Filter this material down to the lines that hold "index", copying each one.

_____

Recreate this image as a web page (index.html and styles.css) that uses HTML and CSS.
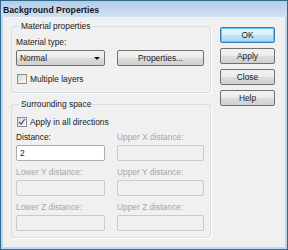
FILE: index.html
```html
<!DOCTYPE html>
<html lang="en">
<head>
    <meta charset="UTF-8">
    <title>Background Properties</title>
    <link rel="stylesheet" href="styles.css">
</head>
<body>
    <div class="window">
        <div class="titlebar">Background Properties</div>
        <div class="client">
            <div class="main">
                <div class="group">
                    <span class="group-title">Material properties</span>
                    <div class="label label-first">Material type:</div>
                    <div class="row">
                        <div class="select">
                            <span>Normal</span>
                            <span class="arrow"></span>
                        </div>
                        <button class="btn btn-wide">Properties...</button>
                    </div>
                    <label class="check"><span class="box"></span>Multiple layers</label>
                </div>

                <div class="group group-space">
                    <span class="group-title">Surrounding space</span>
                    <label class="check">
                        <span class="box">
                            <svg width="8" height="8" viewBox="0 0 8 8"><path d="M1.2 4 L3.1 6.2 L6.8 1.2" fill="none" stroke="#3d5b9b" stroke-width="1.3"/></svg>
                        </span>Apply in all directions
                    </label>
                    <div class="fields">
                        <div class="field">
                            <div class="label">Distance:</div>
                            <div class="input">2</div>
                        </div>
                        <div class="field disabled">
                            <div class="label">Upper X distance:</div>
                            <div class="input"></div>
                        </div>
                        <div class="field disabled">
                            <div class="label">Lower Y distance:</div>
                            <div class="input"></div>
                        </div>
                        <div class="field disabled">
                            <div class="label">Upper Y distance:</div>
                            <div class="input"></div>
                        </div>
                        <div class="field disabled">
                            <div class="label">Lower Z distance:</div>
                            <div class="input"></div>
                        </div>
                        <div class="field disabled">
                            <div class="label">Upper Z distance:</div>
                            <div class="input"></div>
                        </div>
                    </div>
                </div>
            </div>

            <div class="side">
                <button class="btn btn-default">OK</button>
                <button class="btn">Apply</button>
                <button class="btn">Close</button>
                <button class="btn">Help</button>
            </div>
        </div>
    </div>
</body>
</html>
```

FILE: styles.css
```css
* {
    box-sizing: border-box;
}

body {
    margin: 0;
    background: #ffffff;
    color: #1a1a1a;
    font-family: 'Liberation Sans', Arial, sans-serif;
    font-size: 8.4px;
}

.window {
    width: 288px;
    height: 250px;
    border: 1px solid #35698c;
    background: #c0d8ef; /* frame colour */
    padding: 0 2px 2px;
    display: flex;
    flex-direction: column;
}

.titlebar {
    height: 16px;
    line-height: 18px;
    font-size: 8.7px;
    font-weight: bold;
    color: #161616;
    background: linear-gradient(#b3cde8, #d0e2f3);
    margin: 0 -2px;
    padding: 0 2px;
}

.client {
    flex: 1;
    background: #f0f0f0;
    display: flex;
    gap: 9px;
    padding: 9px 0 0 8px;
}

.group {
    width: 200px;
    border: 1px solid #d5dfe5;
    border-radius: 3px;
    box-shadow: 1px 1px 0 #ffffff;
    padding: 0 0 8px 4px;
}

.group-space {
    margin-top: 11px;
    padding-bottom: 6px;
}

.group-title {
    display: block;
    width: fit-content;
    margin: -6px 0 0 3px;
    padding: 0 2px;
    line-height: 10px;
    background: #f0f0f0;
}

.label {
    line-height: 10px;
    white-space: nowrap;
}

.label-first {
    margin-top: 6px;
}

.row {
    display: flex;
    gap: 12px;
    margin-top: 3px;
}

.select {
    width: 89px;
    height: 16px;
    border: 1px solid #707070;
    border-radius: 2px;
    background: linear-gradient(#f2f2f2 0, #ebebeb 50%, #dddddd 50%, #cfcfcf 100%);
    display: flex;
    align-items: center;
    justify-content: space-between;
    padding: 0 4px 0 3px;
}

.arrow {
    width: 0;
    height: 0;
    border-left: 3px solid transparent;
    border-right: 3px solid transparent;
    border-top: 3px solid #111111;
}

.btn {
    height: 16px;
    padding: 0;
    border: 1px solid #707070;
    border-radius: 2px;
    background: linear-gradient(#f2f2f2 0, #ebebeb 50%, #dddddd 50%, #cfcfcf 100%);
    color: #1a1a1a;
    font: inherit;
    line-height: 14px;
}

.btn-wide {
    width: 87px;
}

.btn-default {
    border-color: #3c7fb1;
    background: linear-gradient(#eaf6fd 0, #d9f0fc 50%, #bee6fd 50%, #a7d9f5 100%);
    box-shadow: inset 0 0 0 1px #5ec8f0;
}

.check {
    display: flex;
    align-items: center;
    gap: 3px;
    height: 10px;
    line-height: 10px;
    margin-top: 8px;
    margin-left: 1px;
}

.box {
    width: 10px;
    height: 10px;
    border: 1px solid #8e8f8f;
    background: linear-gradient(135deg, #d8d8d8, #fafafa);
    display: flex;
    align-items: center;
    justify-content: center;
}

.fields {
    display: grid;
    grid-template-columns: 89px 87px;
    column-gap: 12px;
    row-gap: 6px;
    margin-top: 5px;
}

.field .input {
    height: 16px;
    margin-top: 3px;
    border: 1px solid #abadb3;
    border-radius: 2px;
    background: #ffffff;
    padding-left: 3px;
    line-height: 14px;
}

.field.disabled .label {
    color: #a5a5a5;
}

.field.disabled .input {
    border-color: #cacaca;
    background: #f0f0f0;
}

.side {
    width: 55px;
    display: flex;
    flex-direction: column;
    gap: 5px;
    margin-top: 1px;
}
```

_____

▸ Solution:
Recreate this image as a web page (index.html and styles.css) that uses HTML and CSS.
FILE: index.html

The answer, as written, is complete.